While mourning the loss of a trusted practitioner, My Lovely Wife and I recognize that we’re among the more fortunate of our geezer counterparts across the country. Gainfully employed and in reasonably good health, we may eventually seek out another provider; for millions of other folks, though, COVID-19 has seriously disrupted access to healthcare.

A recent survey found that three out of four Americans have postponed or canceled doctor appointments, shifted to online consultations, stockpiled prescriptions, or rationed medications as a result of the pandemic. Part of the mindset change comes from the understandable fear of contracting the virus in a doctor’s office and public-health orders limiting elective medical procedures, but it’s also a product of the historic economic downturn. For the multitudes out of work and uninsured, a clinic visit is simply unaffordable.

The results of the April poll, published last week by a GoodRx research team, showed that 65 percent of respondents canceled or rescheduled a doctor appointment due to COVID-19 and 27 percent opted for a virtual consultation. Slightly more than half of those surveyed reported concerns about accessing medication. And, as you might expect, it’s low-income workers who have been hit the hardest: Those earning less than $20,000 a year comprised just 16 percent of the respondents but accounted for 28 percent of those who had lost their healthcare coverage.

“Within two months, the coronavirus pandemic has upended the way many Americans access, use, and pay for healthcare,” GoodRx health economist Amanda Nguyen, PhD, writes. “These disruptions to healthcare use, medication supply, and insurance coverage will likely have a lasting effect on patient health and the healthcare system at large.”

An earlier survey conducted by the Kaiser Family Foundation reported that about a third of those respondents who had delayed seeking healthcare since the pandemic struck planned to wait more than three months before considering a visit to their doctor — or simply continue to put it off.

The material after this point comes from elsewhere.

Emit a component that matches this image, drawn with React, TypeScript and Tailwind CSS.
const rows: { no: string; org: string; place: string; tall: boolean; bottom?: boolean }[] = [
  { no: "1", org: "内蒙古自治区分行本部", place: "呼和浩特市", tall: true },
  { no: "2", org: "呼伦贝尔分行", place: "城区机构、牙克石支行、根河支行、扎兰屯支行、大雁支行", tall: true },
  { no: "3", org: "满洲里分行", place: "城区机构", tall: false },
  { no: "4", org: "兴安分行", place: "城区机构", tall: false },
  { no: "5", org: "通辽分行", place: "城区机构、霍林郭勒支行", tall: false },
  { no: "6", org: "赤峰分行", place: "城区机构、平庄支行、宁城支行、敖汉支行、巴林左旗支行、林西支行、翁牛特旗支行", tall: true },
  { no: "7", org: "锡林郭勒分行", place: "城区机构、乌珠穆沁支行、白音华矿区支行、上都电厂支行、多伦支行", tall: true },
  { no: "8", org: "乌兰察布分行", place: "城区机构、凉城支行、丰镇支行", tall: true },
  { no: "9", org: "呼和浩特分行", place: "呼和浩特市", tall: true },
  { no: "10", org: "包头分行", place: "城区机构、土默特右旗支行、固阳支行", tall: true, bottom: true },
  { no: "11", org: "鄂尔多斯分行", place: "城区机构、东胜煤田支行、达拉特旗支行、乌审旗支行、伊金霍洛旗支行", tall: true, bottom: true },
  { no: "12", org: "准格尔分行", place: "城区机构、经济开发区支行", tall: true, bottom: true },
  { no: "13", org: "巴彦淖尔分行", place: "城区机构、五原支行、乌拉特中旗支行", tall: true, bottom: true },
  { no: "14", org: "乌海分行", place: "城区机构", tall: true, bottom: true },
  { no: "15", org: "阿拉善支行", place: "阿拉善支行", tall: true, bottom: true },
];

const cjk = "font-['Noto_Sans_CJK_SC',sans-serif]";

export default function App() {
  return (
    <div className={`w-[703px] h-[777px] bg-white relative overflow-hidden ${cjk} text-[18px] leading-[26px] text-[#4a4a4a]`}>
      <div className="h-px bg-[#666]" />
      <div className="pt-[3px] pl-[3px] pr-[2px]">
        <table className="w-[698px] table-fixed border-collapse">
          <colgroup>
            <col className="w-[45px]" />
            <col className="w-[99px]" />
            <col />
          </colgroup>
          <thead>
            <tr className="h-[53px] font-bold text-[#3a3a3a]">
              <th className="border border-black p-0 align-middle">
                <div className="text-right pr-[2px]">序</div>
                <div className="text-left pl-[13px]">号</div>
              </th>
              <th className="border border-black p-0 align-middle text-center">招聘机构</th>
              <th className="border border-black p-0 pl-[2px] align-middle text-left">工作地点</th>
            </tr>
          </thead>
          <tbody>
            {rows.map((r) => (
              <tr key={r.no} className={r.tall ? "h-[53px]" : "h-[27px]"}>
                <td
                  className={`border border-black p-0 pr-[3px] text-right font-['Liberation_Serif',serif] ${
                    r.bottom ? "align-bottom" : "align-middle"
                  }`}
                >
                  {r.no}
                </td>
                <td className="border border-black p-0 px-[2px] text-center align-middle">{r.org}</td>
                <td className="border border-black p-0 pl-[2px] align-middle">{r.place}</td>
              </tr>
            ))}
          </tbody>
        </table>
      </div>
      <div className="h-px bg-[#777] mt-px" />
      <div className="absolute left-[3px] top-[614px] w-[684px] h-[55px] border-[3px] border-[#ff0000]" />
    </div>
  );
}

Writing in the New York Times, Reed Abelson describes the conundrum Thomas Chapman faced after he was laid off from his job as a sales director. Though he suffers from hypertension and diabetes, the 64-year-old Chapman chose not to refill his prescriptions for two months. “I stopped taking everything when I just couldn’t pay anymore,” he says.

With his legs swelling and lethargy setting in, Chapman finally asked his doctor and pharmacist about less expensive alternatives, but without insurance his options are limited until he qualifies for Medicare.

In hard-hit areas like New York City, the trend to delay care became clear early on. People suffering from acute conditions, including heart attacks and serious fractures, simply refused to travel to the ER. “It was as if they disappeared, but they didn’t disappear,” Jack Choueka, chair of orthopedics at Maimonides Medical Center in Brooklyn, tells Abelson. “People were dying [at] home; they just weren’t coming into the hospital.”

I certainly understand the impulse to avoid hospitals — and doctor’s offices. Long before the pandemic struck, MLW and I stayed clear of the medical-pharmaceutical complex, despite my Medicare coverage and my employer’s generous healthcare plan. So, unlike so many of our elderly cohort, we’ll muddle through this moment without having to face any harsh repercussions. We won’t be visiting our “doctor” anymore, but we’ll continue to do what we can to remain upright and ambulatory. With any luck, we — and those facing more challenges than us — will get to the other side of the pandemic more or less intact.